BIS and IMF attacks on quantitative easing deeply misguided warn monetarists
Source: The Telegraph
The BIS enjoys huge prestige. It was the only major institution to warn persistently before 2008 that credit excess threatened to trigger a global crisis. The bank's monetary veteran Claudio Borio is esteemed by specialists as one of the world's most brilliant economists.
Mr Caruana said central bank largesse is distorting the financial system and storing up trouble for the future. It is also letting governments "kick the can down the road" and delay reform.
Similar arguments were made by the IMF in a working paper on "Unconventional Monetary Policies". While concluding that emergency action had prevented a deeper downturn, it said potency is "diminishing", and side-effects are becoming worse.
There are signs of a "mispricing of credit risk", a euphemism for asset bubbles. The longer it goes on, the harder it will be for central banks to extricate themselves. The IMF said losses from soaring bond yields -- and therefore falling values -- could reach 7pc of GDP for the Bank of Japan, 6pc for the Bank of England, and 4pc for the Fed.

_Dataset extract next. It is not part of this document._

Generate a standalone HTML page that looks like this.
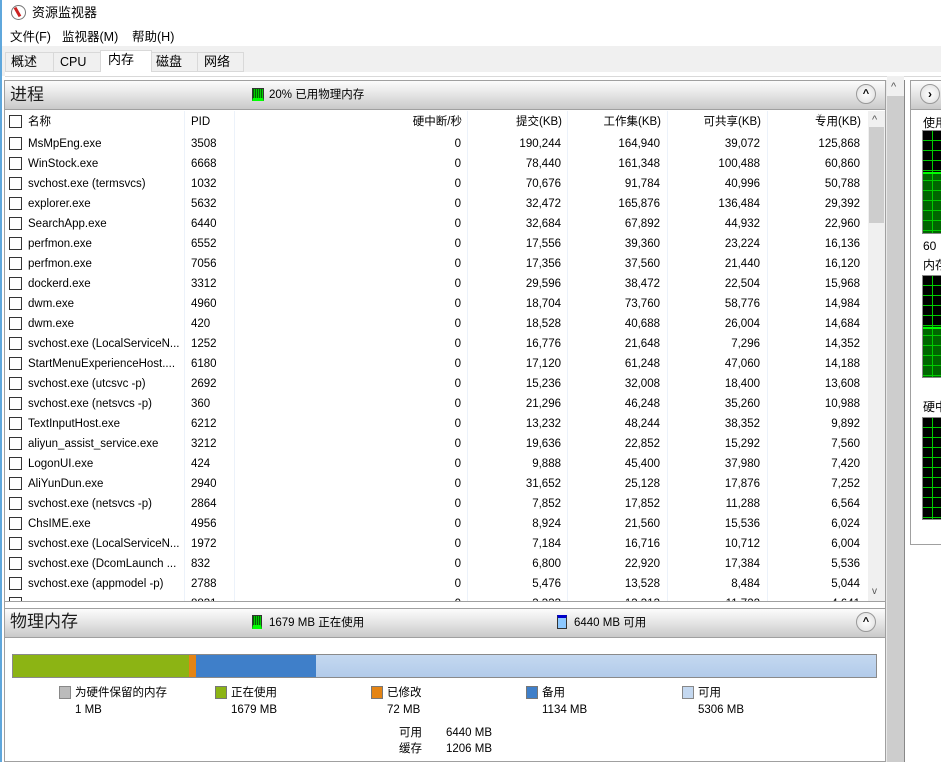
<!DOCTYPE html>
<html><head><meta charset="utf-8"><style>
*{margin:0;padding:0;box-sizing:border-box}
body{width:941px;height:762px;overflow:hidden;background:#fff;font-family:"Liberation Sans","Noto Sans CJK SC",sans-serif;font-size:12px;color:#000;position:relative}
.a{position:absolute;white-space:nowrap;line-height:14px}
.hdr{position:absolute;background:linear-gradient(#fcfcfc,#e9e9e9 40%,#c9c9c9);border:1px solid #a0a0a0}
.ht{font-size:17px;color:#1e1e1e;line-height:20px}
.cb{position:absolute;width:13px;height:13px;border:1px solid #333;background:#fff}
.btn{position:absolute;width:20px;height:20px;border-radius:50%;border:1px solid #999;background:radial-gradient(#fff,#ddd);text-align:center;font-size:11px;line-height:18px;font-weight:bold}
.r{text-align:right}
.row{position:absolute;left:5px;width:862px;height:20px;font-size:11.5px;line-height:20px}
.row span{position:absolute}
.vl{position:absolute;top:111px;height:490px;width:1px;background:#ecf2fa}
</style></head><body>
<div class="a" style="left:0;top:0;width:2px;height:762px;background:#5fa7dc"></div>
<!-- title -->
<div class="a" style="left:11px;top:5px;width:15px;height:15px;border-radius:50%;border:1.5px solid #777;background:#fff"></div>
<div class="a" style="left:16px;top:7px;width:3px;height:10px;background:#c22;transform:rotate(-30deg)"></div>
<div class="a" style="left:32px;top:5px;font-size:13px;line-height:16px">资源监视器</div>
<div class="a" style="left:10px;top:30px;font-size:12.5px">文件(F)</div>
<div class="a" style="left:62px;top:30px;font-size:12.5px">监视器(M)</div>
<div class="a" style="left:132px;top:30px;font-size:12.5px">帮助(H)</div>
<!-- tabs -->
<div class="a" style="left:2px;top:46px;width:939px;height:30px;background:#f0f0f0"></div>
<div class="a" style="left:5px;top:52px;width:239px;height:20px;border:1px solid #d9d9d9;background:#f0f0f0"></div>
<div class="a" style="left:53px;top:52px;width:1px;height:20px;background:#d9d9d9"></div>
<div class="a" style="left:151px;top:52px;width:1px;height:20px;background:#d9d9d9"></div>
<div class="a" style="left:197px;top:52px;width:1px;height:20px;background:#d9d9d9"></div>
<div class="a" style="left:100px;top:50px;width:52px;height:24px;background:#fff;border:1px solid #d9d9d9;border-bottom:none"></div>
<div class="a" style="left:11px;top:54px;font-size:13px;line-height:15px">概述</div>
<div class="a" style="left:60px;top:55px;font-size:12.5px">CPU</div>
<div class="a" style="left:108px;top:52px;font-size:13px;line-height:15px">内存</div>
<div class="a" style="left:156px;top:54px;font-size:13px;line-height:15px">磁盘</div>
<div class="a" style="left:204px;top:54px;font-size:13px;line-height:15px">网络</div>
<div class="a" style="left:5px;top:72px;width:936px;height:5px;background:#fff;border-bottom:1px solid #d9d9d9"></div>
<!-- process panel -->
<div class="a" style="left:4px;top:80px;width:882px;height:682px;border:1px solid #a0a0a0;border-top:none"></div>
<div class="hdr" style="left:4px;top:80px;width:882px;height:30px"></div>
<div class="a ht" style="left:10px;top:85px">进程</div>
<div class="a" style="left:252px;top:88px;width:12px;height:13px;background:repeating-linear-gradient(90deg,#060 0 1px,#0c0 1px 2px);border:1px solid #333;border-bottom:3px solid #0f0"></div>
<div class="a" style="left:269px;top:88px;font-size:11.5px">20% 已用物理内存</div>
<div class="btn" style="left:856px;top:84px">^</div>
<!-- column header -->
<div class="a" style="left:5px;top:111px;width:863px;height:22px;background:#fff"></div>
<div class="cb" style="left:9px;top:115px"></div>
<div class="a" style="left:28px;top:115px;font-size:11.5px">名称</div>
<div class="a" style="left:191px;top:115px;font-size:11.5px">PID</div>
<div class="a r" style="left:300px;width:162px;top:115px;font-size:11.5px">硬中断/秒</div>
<div class="a r" style="left:470px;width:92px;top:115px;font-size:11.5px">提交(KB)</div>
<div class="a r" style="left:570px;width:91px;top:115px;font-size:11.5px">工作集(KB)</div>
<div class="a r" style="left:670px;width:91px;top:115px;font-size:11.5px">可共享(KB)</div>
<div class="a r" style="left:770px;width:91px;top:115px;font-size:11.5px">专用(KB)</div>
<div class="a" style="left:816px;top:106px;font-size:9px;color:#999">⌄</div>
<div class="vl" style="left:184px"></div><div class="vl" style="left:234px"></div><div class="vl" style="left:467px"></div><div class="vl" style="left:567px"></div><div class="vl" style="left:667px"></div><div class="vl" style="left:767px"></div>
<div id="rows"></div>
<!-- inner scrollbar -->
<div class="a" style="left:868px;top:111px;width:17px;height:490px;background:#f0f0f0"></div>
<div class="a" style="left:869px;top:127px;width:15px;height:96px;background:#cdcdcd"></div>
<div class="a" style="left:872px;top:113px;font-size:11px;color:#555">^</div>
<div class="a" style="left:872px;top:585px;font-size:10px;color:#555">v</div>
<div class="a" style="left:5px;top:601px;width:880px;height:1px;background:#a0a0a0"></div>
<!-- physical memory -->
<div class="hdr" style="left:4px;top:608px;width:882px;height:30px"></div>
<div class="a ht" style="left:10px;top:612px">物理内存</div>
<div class="a" style="left:252px;top:615px;width:10px;height:14px;background:repeating-linear-gradient(90deg,#060 0 1px,#0c0 1px 2px);border:1px solid #333;border-bottom:4px solid #0f0"></div>
<div class="a" style="left:269px;top:616px;font-size:11.5px">1679 MB 正在使用</div>
<div class="a" style="left:557px;top:615px;width:10px;height:14px;background:#8cc8ff;border:1px solid #333;border-top:3px solid #00c"></div>
<div class="a" style="left:574px;top:616px;font-size:11.5px">6440 MB 可用</div>
<div class="btn" style="left:856px;top:612px">^</div>
<div class="a" style="left:12px;top:654px;width:865px;height:24px;border:1px solid #8a8a8a;background:#b6cfec;display:flex">
<div style="width:176px;background:#8cb414"></div><div style="width:7px;background:#e48414"></div><div style="width:120px;background:#3f7fc9"></div><div style="flex:1;background:linear-gradient(#c4d8f0,#b2cbea)"></div></div>
<div class="a" style="left:59px;top:686px;width:12px;height:13px;background:#bbb;border:1px solid #888"></div>
<div class="a" style="left:75px;top:686px;font-size:11.5px">为硬件保留的内存</div>
<div class="a" style="left:75px;top:703px;font-size:11.5px">1 MB</div>
<div class="a" style="left:215px;top:686px;width:12px;height:13px;background:#8cb414;border:1px solid #777"></div>
<div class="a" style="left:231px;top:686px;font-size:11.5px">正在使用</div>
<div class="a" style="left:231px;top:703px;font-size:11.5px">1679 MB</div>
<div class="a" style="left:371px;top:686px;width:12px;height:13px;background:#e48414;border:1px solid #777"></div>
<div class="a" style="left:387px;top:686px;font-size:11.5px">已修改</div>
<div class="a" style="left:387px;top:703px;font-size:11.5px">72 MB</div>
<div class="a" style="left:526px;top:686px;width:12px;height:13px;background:#3f7fc9;border:1px solid #777"></div>
<div class="a" style="left:542px;top:686px;font-size:11.5px">备用</div>
<div class="a" style="left:542px;top:703px;font-size:11.5px">1134 MB</div>
<div class="a" style="left:682px;top:686px;width:12px;height:13px;background:#c4d8f0;border:1px solid #888"></div>
<div class="a" style="left:698px;top:686px;font-size:11.5px">可用</div>
<div class="a" style="left:698px;top:703px;font-size:11.5px">5306 MB</div>
<div class="a" style="left:399px;top:726px;font-size:11.5px">可用</div>
<div class="a" style="left:446px;top:726px;font-size:11.5px">6440 MB</div>
<div class="a" style="left:399px;top:742px;font-size:11.5px">缓存</div>
<div class="a" style="left:446px;top:742px;font-size:11.5px">1206 MB</div>
<!-- outer scrollbar -->
<div class="a" style="left:887px;top:80px;width:17px;height:682px;background:#cdcdcd"></div>
<div class="a" style="left:887px;top:76px;width:17px;height:20px;background:#f0f0f0"></div>
<div class="a" style="left:891px;top:80px;font-size:11px;color:#555">^</div>
<div class="a" style="left:886px;top:80px;width:1px;height:682px;background:#e8e8e8"></div>
<div class="a" style="left:904px;top:80px;width:1px;height:682px;background:#888"></div>
<!-- right panel -->
<div class="a" style="left:910px;top:80px;width:40px;height:465px;border:1px solid #a0a0a0"></div>
<div class="hdr" style="left:910px;top:80px;width:40px;height:30px"></div>
<div class="btn" style="left:920px;top:84px;font-size:12px">›</div>
<div class="a" style="left:923px;top:116px;font-size:12px">使用</div>
<div class="a" style="left:922px;top:130px;width:30px;height:104px;border:1px solid #888;background:linear-gradient(#000 0 40%,#060 40%);"><div style="position:absolute;inset:0;background:repeating-linear-gradient(#0000 0 9px,#0c0 9px 10px),linear-gradient(90deg,#0000 0 9px,#0c0 9px 10px,#0000 10px)"></div><div style="position:absolute;left:0;right:0;top:40%;height:2px;background:#0f0"></div></div>
<div class="a" style="left:923px;top:239px;font-size:12px">60</div>
<div class="a" style="left:923px;top:258px;font-size:12px">内存</div>
<div class="a" style="left:922px;top:275px;width:30px;height:103px;border:1px solid #888;background:linear-gradient(#000 0 50%,#060 50%);"><div style="position:absolute;inset:0;background:repeating-linear-gradient(#0000 0 9px,#0c0 9px 10px),linear-gradient(90deg,#0000 0 9px,#0c0 9px 10px,#0000 10px)"></div><div style="position:absolute;left:0;right:0;top:50%;height:2px;background:#0f0"></div></div>
<div class="a" style="left:923px;top:400px;font-size:12px">硬中</div>
<div class="a" style="left:922px;top:417px;width:30px;height:103px;border:1px solid #888;background:#000"><div style="position:absolute;inset:0;background:repeating-linear-gradient(#0000 0 9px,#0c0 9px 10px),linear-gradient(90deg,#0000 0 9px,#0c0 9px 10px,#0000 10px)"></div></div>
<script>
var d=[["MsMpEng.exe",3508,"190,244","164,940","39,072","125,868"],["WinStock.exe",6668,"78,440","161,348","100,488","60,860"],["svchost.exe (termsvcs)",1032,"70,676","91,784","40,996","50,788"],["explorer.exe",5632,"32,472","165,876","136,484","29,392"],["SearchApp.exe",6440,"32,684","67,892","44,932","22,960"],["perfmon.exe",6552,"17,556","39,360","23,224","16,136"],["perfmon.exe",7056,"17,356","37,560","21,440","16,120"],["dockerd.exe",3312,"29,596","38,472","22,504","15,968"],["dwm.exe",4960,"18,704","73,760","58,776","14,984"],["dwm.exe",420,"18,528","40,688","26,004","14,684"],["svchost.exe (LocalServiceN...",1252,"16,776","21,648","7,296","14,352"],["StartMenuExperienceHost....",6180,"17,120","61,248","47,060","14,188"],["svchost.exe (utcsvc -p)",2692,"15,236","32,008","18,400","13,608"],["svchost.exe (netsvcs -p)",360,"21,296","46,248","35,260","10,988"],["TextInputHost.exe",6212,"13,232","48,244","38,352","9,892"],["aliyun_assist_service.exe",3212,"19,636","22,852","15,292","7,560"],["LogonUI.exe",424,"9,888","45,400","37,980","7,420"],["AliYunDun.exe",2940,"31,652","25,128","17,876","7,252"],["svchost.exe (netsvcs -p)",2864,"7,852","17,852","11,288","6,564"],["ChsIME.exe",4956,"8,924","21,560","15,536","6,024"],["svchost.exe (LocalServiceN...",1972,"7,184","16,716","10,712","6,004"],["svchost.exe (DcomLaunch ...",832,"6,800","22,920","17,384","5,536"],["svchost.exe (appmodel -p)",2788,"5,476","13,528","8,484","5,044"],["",8831,"3,333","13,313","11,722","4,641"]];
var h="";d.forEach(function(r,i){var t=134+i*20;var clip=i==23?"clip-path:inset(0 0 13px 0);":"";h+='<div class="row" style="top:'+t+'px;'+clip+'"><span class="cb" style="left:4px;top:3px"></span><span style="left:23px">'+r[0]+'</span><span style="left:186px">'+r[1]+'</span><span style="right:406px">0</span><span style="right:306px">'+r[2]+'</span><span style="right:207px">'+r[3]+'</span><span style="right:107px">'+r[4]+'</span><span style="right:7px">'+r[5]+'</span></div>';});
document.getElementById("rows").innerHTML=h;
</script>
</body></html>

Read more: http://www.telegraph.co.uk/finance/economics/10067080/BIS-and-IMF-attacks-on-quantitative-easing-deeply-misguided-warn-monetarists.html
It isn't mentioned in the article that pensions have brought flat returns due to QE. When interest rates are low, and free money is given to banks, the only people who profit are the bankers who can use the easy money to gobble up whatever they desire cheaply and speculate without consequence.
This article is an argument from bankers against the IMF and BIS advice. Generally, especially given the financial situation, I am unlikely to trust a word they say. Quite frankly I am apt to believe the opposite. I hope by now most Americans share that sentiment.